Tuesday, December 18, 2012

It's about agriculture

This is a view from the air of Rexburg facing east from the 1960's.  To get to my family farm your would follow the main highway through town and then head north until you reached Moody Road.  North of Moody Road was the beginning of our land and if you traveled right or east onto Moody Road you passed a potato pit and then there would be a gray shingled house on the left with a big red barn and other out buildings.  That was home.  The area was very dependent on agriculture and the small towns were surrounded by farm fields.  All of the buildings in this photo are familiar to me and I have been inside many of them.

While the farm was halfway between Rexburg and Sugar City, our allegiance lay with Sugar City.  That is where we went to church and school.  That was where my great aunts and uncles lived.  My father had taken over the family farm from his father, George.  It was originally part of a larger farm first created by my grandmother's, Georgianna, grandfather.  It had been divided amongst his children and my grandparents had purchased it from my great grandmother, Winnifred.  When we moved to Arizona for my father's health, my parents sold it to someone who was not family.  When the Teton Dam broke in 1976, the farm building were destroyed and it now looks nothing like I remember it.

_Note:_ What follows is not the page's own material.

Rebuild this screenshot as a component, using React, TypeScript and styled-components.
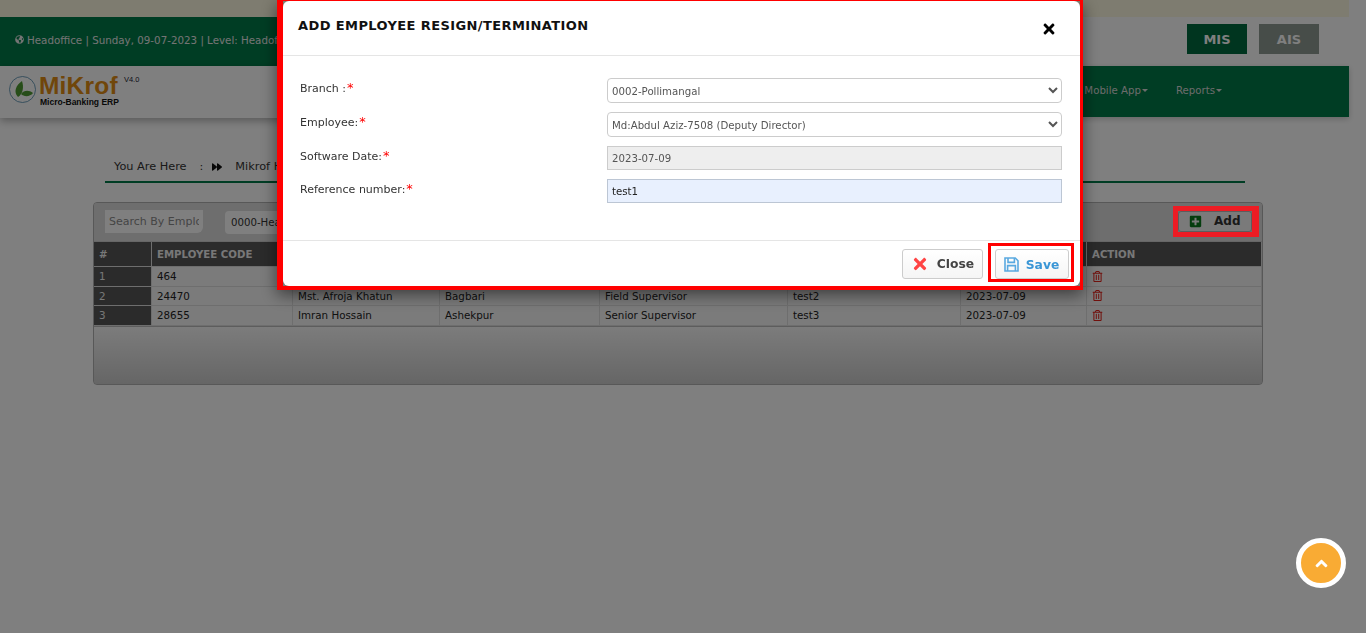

My father loved that land.  He loved his Jersey herd of milk cows who came to the milking barn when he called them by name.  This was the life he wanted.  I will forever be grateful for the experiences of my young life on the farm.  It included room to roam, baby calves and chicks, a lamb, a horse, and occasional pigs.  There was a barn to explore, a trash fire to poke around in, a big tree to climb, and a canal to swim in and ice skate on.  A large kitchen garden provided fresh peas to eat and tall corn to hide in.  There was a beautiful sky full of stars at night and northern lights in the winter.  It was also a place where everyone helped out.

I included this picture of the Madison County Courthouse with the tractors in front because they remind me of my father's tractors.  He had two, a red Case and a green John Deere.  He also owned a hay truck.  That was the first vehicle I drove.  He would place me behind the wheel to steer, put it in slow gear, and jump off.  It was my job to steer it down the hay field while he and helpers threw the hay bales up on the bed.  At the end of the field he would jump back in the cab and turn the truck around for the next pass.  I could not reach the peddles.